Zulke grote projecten zijn te groot om comfortabel alleen aan te pakken, vanuit daar wordt er samengewerkt met bestaande initiatieven en wordt uitgebouwd waar mogelijk. Vanuit daar zijn er dialogen met overheden, outreach met lezingen en wordt een platform voor debat en kennis opgebouwd. Er wordt een route gemaakt d.m.v doelen en SMART geformuleerde ambities. Tussen agrarisch gebied en natuurgebied liggen wederzijdse voordelen waardoor het des te belangrijker is dat deze twee sectoren samenwerken om te ontwikkelen en het meest efficient en duurzaam mogelijk functioneren.
Partijen die samenwerken met het deltaplan biodiversiteitsherstel houden zich ook bezig met o.a. gefaseerd maaibeheer, verduurzamen dijken d.m.v onderzoek naar complexe wortelsystemen en begroeiing, vergroenen infrastructuur, natuurinclusief beheer water en waterwegen en natuurinclusief bouwen en ontwikkelen. De belangrijkste term is klimaatadaptatie, om meer biodiversiteit achterlaten dan wat je aantreft.

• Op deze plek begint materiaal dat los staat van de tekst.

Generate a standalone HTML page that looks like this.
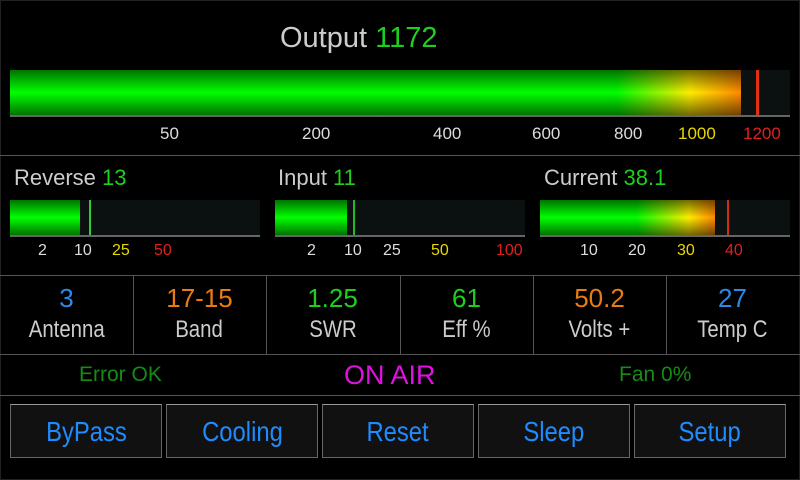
<!DOCTYPE html>
<html><head><meta charset="utf-8"><style>
*{margin:0;padding:0;box-sizing:border-box}
body{width:800px;height:480px;background:#000;position:relative;overflow:hidden;font-family:"Liberation Sans",sans-serif;color:#ccc}
.frame{position:absolute;left:0;top:0;width:800px;height:480px;border:1px solid #222}
.a{position:absolute;white-space:nowrap}
.track{position:absolute;background:#0a1110;border-bottom:2px solid #666}
.fill{position:absolute;left:0;top:0;bottom:0}
.hl{position:absolute;height:1px;background:#555}
.vl{position:absolute;width:1px;background:#555}
.lbl{font-size:22px;color:#ccc}
.g{color:#1ecf1e}
.sc{font-size:17px;top:0}
.w{color:#ddd}.y{color:#e6d800}.r{color:#e02020}
.cell{position:absolute;top:283px;width:133px;text-align:center}
.cell .v{font-size:26px;line-height:30px}
.cell .n{font-size:24px;line-height:34px;color:#ccc}
.cx{display:inline-block;transform:scaleX(.85)}
.btn{position:absolute;top:404px;width:152px;height:54px;background:#111;border:1px solid #666;border-top-color:#999;color:#1e8bff;font-size:28px;text-align:center;line-height:54px}
</style></head><body>
<div class="frame"></div>
<div class="a" style="left:280px;top:22px;font-size:29px;color:#ccc">Output <span class="g">1172</span></div>

<div class="track" style="left:10px;top:70px;width:780px;height:47px">
 <div class="fill" style="width:731px;background:linear-gradient(to bottom,rgba(0,0,0,.55),rgba(0,0,0,0) 50%,rgba(0,0,0,.55)),linear-gradient(to right,#00ff00 0%,#00ff00 83%,#ffee00 93%,#ff8800 100%)"></div>
 <div class="fill" style="left:746px;width:3px;background:#e03010"></div>
</div>
<div class="a sc w" style="left:160px;top:124px">50</div>
<div class="a sc w" style="left:302px;top:124px">200</div>
<div class="a sc w" style="left:433px;top:124px">400</div>
<div class="a sc w" style="left:532px;top:124px">600</div>
<div class="a sc w" style="left:614px;top:124px">800</div>
<div class="a sc y" style="left:678px;top:124px">1000</div>
<div class="a sc r" style="left:743px;top:124px">1200</div>
<div class="hl" style="left:0;top:155px;width:800px"></div>

<div class="a lbl" style="left:14px;top:165px">Reverse <span class="g">13</span></div>
<div class="a lbl" style="left:278px;top:165px">Input <span class="g">11</span></div>
<div class="a lbl" style="left:544px;top:165px">Current <span class="g">38.1</span></div>

<div class="track" style="left:10px;top:200px;width:250px;height:37px">
 <div class="fill" style="width:70px;background:linear-gradient(to bottom,rgba(0,0,0,.55),rgba(0,0,0,0) 50%,rgba(0,0,0,.55)),#00ff00"></div>
 <div class="fill" style="left:79px;width:2px;background:#3c3"></div>
</div>
<div class="track" style="left:275px;top:200px;width:250px;height:37px">
 <div class="fill" style="width:72px;background:linear-gradient(to bottom,rgba(0,0,0,.55),rgba(0,0,0,0) 50%,rgba(0,0,0,.55)),#00ff00"></div>
 <div class="fill" style="left:78px;width:2px;background:#2b2"></div>
</div>
<div class="track" style="left:540px;top:200px;width:250px;height:37px">
 <div class="fill" style="width:175px;background:linear-gradient(to bottom,rgba(0,0,0,.55),rgba(0,0,0,0) 50%,rgba(0,0,0,.55)),linear-gradient(to right,#00ff00 0%,#00ff00 55%,#ffee00 85%,#ff8800 100%)"></div>
 <div class="fill" style="left:187px;width:2px;background:#d03010"></div>
</div>
<div class="a sc w" style="left:38px;top:242px;font-size:16px">2</div>
<div class="a sc w" style="left:74px;top:242px;font-size:16px">10</div>
<div class="a sc y" style="left:112px;top:242px;font-size:16px">25</div>
<div class="a sc r" style="left:154px;top:242px;font-size:16px">50</div>
<div class="a sc w" style="left:307px;top:242px;font-size:16px">2</div>
<div class="a sc w" style="left:344px;top:242px;font-size:16px">10</div>
<div class="a sc w" style="left:383px;top:242px;font-size:16px">25</div>
<div class="a sc y" style="left:431px;top:242px;font-size:16px">50</div>
<div class="a sc r" style="left:496px;top:242px;font-size:16px">100</div>
<div class="a sc w" style="left:580px;top:242px;font-size:16px">10</div>
<div class="a sc w" style="left:628px;top:242px;font-size:16px">20</div>
<div class="a sc y" style="left:677px;top:242px;font-size:16px">30</div>
<div class="a sc r" style="left:725px;top:242px;font-size:16px">40</div>
<div class="hl" style="left:0;top:275px;width:800px"></div>

<div class="cell" style="left:0"><div class="v" style="color:#2a8ae8">3</div><div class="n"><span class="cx">Antenna</span></div></div>
<div class="cell" style="left:133px"><div class="v" style="color:#e87c10">17-15</div><div class="n"><span class="cx">Band</span></div></div>
<div class="cell" style="left:266px"><div class="v" style="color:#1ecf1e">1.25</div><div class="n"><span class="cx">SWR</span></div></div>
<div class="cell" style="left:400px"><div class="v" style="color:#1ecf1e">61</div><div class="n"><span class="cx">Eff %</span></div></div>
<div class="cell" style="left:533px"><div class="v" style="color:#e87c10">50.2</div><div class="n"><span class="cx">Volts +</span></div></div>
<div class="cell" style="left:666px"><div class="v" style="color:#2a8ae8">27</div><div class="n"><span class="cx">Temp C</span></div></div>
<div class="vl" style="left:133px;top:276px;height:78px"></div>
<div class="vl" style="left:266px;top:276px;height:78px"></div>
<div class="vl" style="left:400px;top:276px;height:78px"></div>
<div class="vl" style="left:533px;top:276px;height:78px"></div>
<div class="vl" style="left:666px;top:276px;height:78px"></div>
<div class="hl" style="left:0;top:354px;width:800px"></div>

<div class="a" style="left:79px;top:363px;font-size:21px;color:#188a18">Error OK</div>
<div class="a" style="left:344px;top:360px;font-size:27px;color:#e010e0">ON AIR</div>
<div class="a" style="left:619px;top:363px;font-size:21px;color:#188a18">Fan 0%</div>
<div class="hl" style="left:0;top:395px;width:800px"></div>

<div class="btn" style="left:10px"><span class="cx">ByPass</span></div>
<div class="btn" style="left:166px"><span class="cx">Cooling</span></div>
<div class="btn" style="left:322px"><span class="cx">Reset</span></div>
<div class="btn" style="left:478px"><span class="cx">Sleep</span></div>
<div class="btn" style="left:634px"><span class="cx">Setup</span></div>
</body></html>
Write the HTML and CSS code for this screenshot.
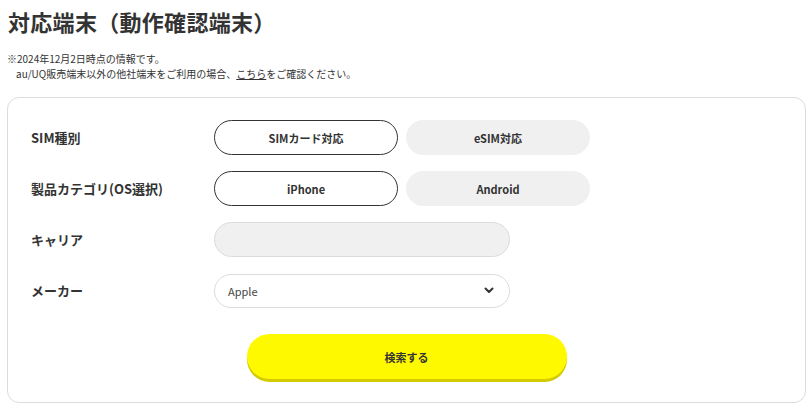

De verdienmodellen van de agrariërs is cruciaal voor verandering. Op grond van kpi`s worden verschillende bedrijven gestimuleerd om ontwikkelingen door te voeren. Een voorbeeld daarvan is het bedenken van verdienmodellen voor koolstof opslag, factoren als stijgende grondprijzen en eisen van grondeigenaren maken het lastiger.